CHALLENGE: All the records that follow need to be reproduced exactly. Omit the images.

GIVEN RECORDS:

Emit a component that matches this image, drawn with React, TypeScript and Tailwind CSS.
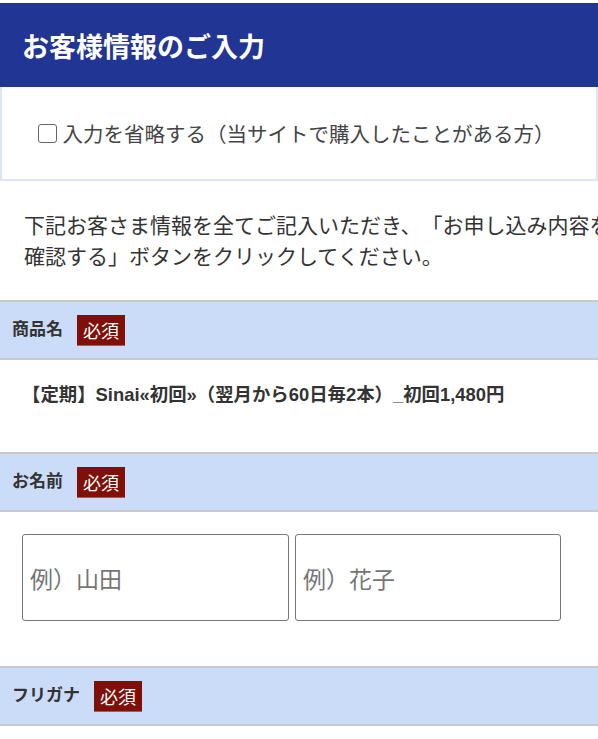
import React from 'react';

const jp = { fontFamily: '"Noto Sans CJK JP", "Noto Sans", sans-serif' };
const bold = { fontFamily: '"Liberation Sans", "Noto Sans CJK JP", sans-serif' };

const Required: React.FC = () => (
  <span className="inline-flex items-center justify-center w-[48px] h-[31px] bg-[#7f1008] border-b border-[#a85a56] text-white text-[18px] leading-none" style={jp}>
    必須
  </span>
);

const SectionHead: React.FC<{ label: string }> = ({ label }) => (
  <div className="h-[60px] border-y-2 border-[#c9c9c9] bg-[#cadcf8] flex items-center pl-[12px]">
    <span className="text-[17px] font-bold text-[#333] mr-[14px]" style={bold}>{label}</span>
    <Required />
  </div>
);

const App: React.FC = () => {
  return (
    <div className="w-[598px] min-h-[739px] overflow-hidden bg-white pt-[3px] [text-spacing-trim:space-all]" style={jp}>
      {/* タイトル */}
      <div className="h-[84px] bg-[#213594] flex items-center pl-[22px]">
        <h1 className="text-[27px] font-bold text-white leading-none" style={jp}>お客様情報のご入力</h1>
      </div>

      {/* 入力省略 */}
      <div className="h-[94px] border-2 border-t-0 border-[#dde7f4] flex items-center justify-center">
        <label className="flex items-center gap-[6px] text-[20.5px] text-[#444] -ml-[6px]">
          <span className="w-[19px] h-[19px] border-[1.5px] border-[#666] rounded-[3px] bg-white" />
          入力を省略する（当サイトで購入したことがある方）
        </label>
      </div>

      {/* 説明 */}
      <div className="pl-[24px] pt-[28px] pb-[29px] text-[21px] leading-[31px] text-[#333] whitespace-nowrap">
        <p>下記お客さま情報を全てご記入いただき、「お申し込み内容を</p>
        <p>確認する」ボタンをクリックしてください。</p>
      </div>

      <SectionHead label="商品名" />
      <div className="h-[92px] pl-[22px] pt-[22px]">
        <p className="text-[18.4px] leading-[26px] font-bold text-[#333]" style={bold}>
          【定期】Sinai«初回»（翌月から60日毎2本）_初回1,480円
        </p>
      </div>

      <SectionHead label="お名前" />
      <div className="h-[154px] pl-[22px] pt-[22px] flex gap-[6px]">
        <input
          placeholder="例）山田"
          className="w-[267px] h-[87px] border border-[#767676] rounded-[3px] px-[7px] text-[23px] placeholder:text-[#757575]"
          style={jp}
        />
        <input
          placeholder="例）花子"
          className="w-[266px] h-[87px] border border-[#767676] rounded-[3px] px-[7px] text-[23px] placeholder:text-[#757575]"
          style={jp}
        />
      </div>

      <SectionHead label="フリガナ" />
    </div>
  );
};

export default App;
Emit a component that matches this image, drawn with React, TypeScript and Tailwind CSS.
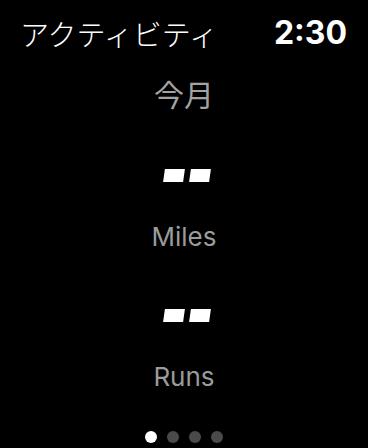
const jp = { fontFamily: '"Noto Sans CJK JP", "Noto Sans", sans-serif' };
const latin = { fontFamily: 'Inter, "Noto Sans", sans-serif' };

function Placeholder() {
    return (
        <div className="flex h-[14px] items-center justify-center gap-[6px]" aria-label="--">
            <span className="block h-[13px] w-[20px] -skew-x-[8deg] bg-white" />
            <span className="block h-[13px] w-[20px] -skew-x-[8deg] bg-white" />
        </div>
    );
}

function Stat({ label }: { label: string }) {
    return (
        <div className="flex flex-col items-center">
            <div className="pl-[6px]">
                <Placeholder />
            </div>
            <p className="mt-[40px] text-[26px] leading-[30px] text-[#9b9b9b]" style={latin}>
                {label}
            </p>
        </div>
    );
}

export default function App() {
    const pages = [true, false, false, false];

    return (
        <div className="flex h-[448px] w-[368px] flex-col overflow-hidden bg-black text-white">
            <header className="flex h-[66px] items-center justify-between pr-[21px] pl-[20px]">
                <h1 className="text-[29px] leading-none font-light" style={jp}>
                    アクティビティ
                </h1>
                <span className="text-[32px] leading-none font-bold" style={latin}>
                    2:30
                </span>
            </header>
            <p className="mt-[7px] text-center text-[30px] leading-[40px] text-[#a3a3a3]" style={jp}>
                今月
            </p>
            <div className="mt-[55px] flex flex-col items-center gap-[56px]">
                <Stat label="Miles" />
                <Stat label="Runs" />
            </div>
            <div className="mt-auto mb-[5px] flex justify-center gap-[10px]">
                {pages.map((active, i) => (
                    <span
                        key={i}
                        className={`block size-[12px] rounded-full ${active ? 'bg-white' : 'bg-[#4a4a4a]'}`}
                    />
                ))}
            </div>
        </div>
    );
}
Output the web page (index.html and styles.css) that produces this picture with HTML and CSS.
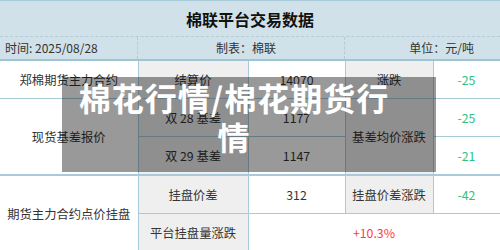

RESPONSE BELOW:
Emit a component that matches this image, drawn with React, TypeScript and Tailwind CSS.
import React from 'react';

const jp = { fontFamily: '"Noto Sans CJK JP", "Noto Sans", sans-serif' };
const bold = { fontFamily: '"Liberation Sans", "Noto Sans CJK JP", sans-serif' };

const Required: React.FC = () => (
  <span className="inline-flex items-center justify-center w-[48px] h-[31px] bg-[#7f1008] border-b border-[#a85a56] text-white text-[18px] leading-none" style={jp}>
    必須
  </span>
);

const SectionHead: React.FC<{ label: string }> = ({ label }) => (
  <div className="h-[60px] border-y-2 border-[#c9c9c9] bg-[#cadcf8] flex items-center pl-[12px]">
    <span className="text-[17px] font-bold text-[#333] mr-[14px]" style={bold}>{label}</span>
    <Required />
  </div>
);

const App: React.FC = () => {
  return (
    <div className="w-[598px] min-h-[739px] overflow-hidden bg-white pt-[3px] [text-spacing-trim:space-all]" style={jp}>
      {/* タイトル */}
      <div className="h-[84px] bg-[#213594] flex items-center pl-[22px]">
        <h1 className="text-[27px] font-bold text-white leading-none" style={jp}>お客様情報のご入力</h1>
      </div>

      {/* 入力省略 */}
      <div className="h-[94px] border-2 border-t-0 border-[#dde7f4] flex items-center justify-center">
        <label className="flex items-center gap-[6px] text-[20.5px] text-[#444] -ml-[6px]">
          <span className="w-[19px] h-[19px] border-[1.5px] border-[#666] rounded-[3px] bg-white" />
          入力を省略する（当サイトで購入したことがある方）
        </label>
      </div>

      {/* 説明 */}
      <div className="pl-[24px] pt-[28px] pb-[29px] text-[21px] leading-[31px] text-[#333] whitespace-nowrap">
        <p>下記お客さま情報を全てご記入いただき、「お申し込み内容を</p>
        <p>確認する」ボタンをクリックしてください。</p>
      </div>

      <SectionHead label="商品名" />
      <div className="h-[92px] pl-[22px] pt-[22px]">
        <p className="text-[18.4px] leading-[26px] font-bold text-[#333]" style={bold}>
          【定期】Sinai«初回»（翌月から60日毎2本）_初回1,480円
        </p>
      </div>

      <SectionHead label="お名前" />
      <div className="h-[154px] pl-[22px] pt-[22px] flex gap-[6px]">
        <input
          placeholder="例）山田"
          className="w-[267px] h-[87px] border border-[#767676] rounded-[3px] px-[7px] text-[23px] placeholder:text-[#757575]"
          style={jp}
        />
        <input
          placeholder="例）花子"
          className="w-[266px] h-[87px] border border-[#767676] rounded-[3px] px-[7px] text-[23px] placeholder:text-[#757575]"
          style={jp}
        />
      </div>

      <SectionHead label="フリガナ" />
    </div>
  );
};

export default App;
Emit a component that matches this image, drawn with React, TypeScript and Tailwind CSS.
const jp = { fontFamily: '"Noto Sans CJK JP", "Noto Sans", sans-serif' };
const latin = { fontFamily: 'Inter, "Noto Sans", sans-serif' };

function Placeholder() {
    return (
        <div className="flex h-[14px] items-center justify-center gap-[6px]" aria-label="--">
            <span className="block h-[13px] w-[20px] -skew-x-[8deg] bg-white" />
            <span className="block h-[13px] w-[20px] -skew-x-[8deg] bg-white" />
        </div>
    );
}

function Stat({ label }: { label: string }) {
    return (
        <div className="flex flex-col items-center">
            <div className="pl-[6px]">
                <Placeholder />
            </div>
            <p className="mt-[40px] text-[26px] leading-[30px] text-[#9b9b9b]" style={latin}>
                {label}
            </p>
        </div>
    );
}

export default function App() {
    const pages = [true, false, false, false];

    return (
        <div className="flex h-[448px] w-[368px] flex-col overflow-hidden bg-black text-white">
            <header className="flex h-[66px] items-center justify-between pr-[21px] pl-[20px]">
                <h1 className="text-[29px] leading-none font-light" style={jp}>
                    アクティビティ
                </h1>
                <span className="text-[32px] leading-none font-bold" style={latin}>
                    2:30
                </span>
            </header>
            <p className="mt-[7px] text-center text-[30px] leading-[40px] text-[#a3a3a3]" style={jp}>
                今月
            </p>
            <div className="mt-[55px] flex flex-col items-center gap-[56px]">
                <Stat label="Miles" />
                <Stat label="Runs" />
            </div>
            <div className="mt-auto mb-[5px] flex justify-center gap-[10px]">
                {pages.map((active, i) => (
                    <span
                        key={i}
                        className={`block size-[12px] rounded-full ${active ? 'bg-white' : 'bg-[#4a4a4a]'}`}
                    />
                ))}
            </div>
        </div>
    );
}
Output the web page (index.html and styles.css) that produces this picture with HTML and CSS.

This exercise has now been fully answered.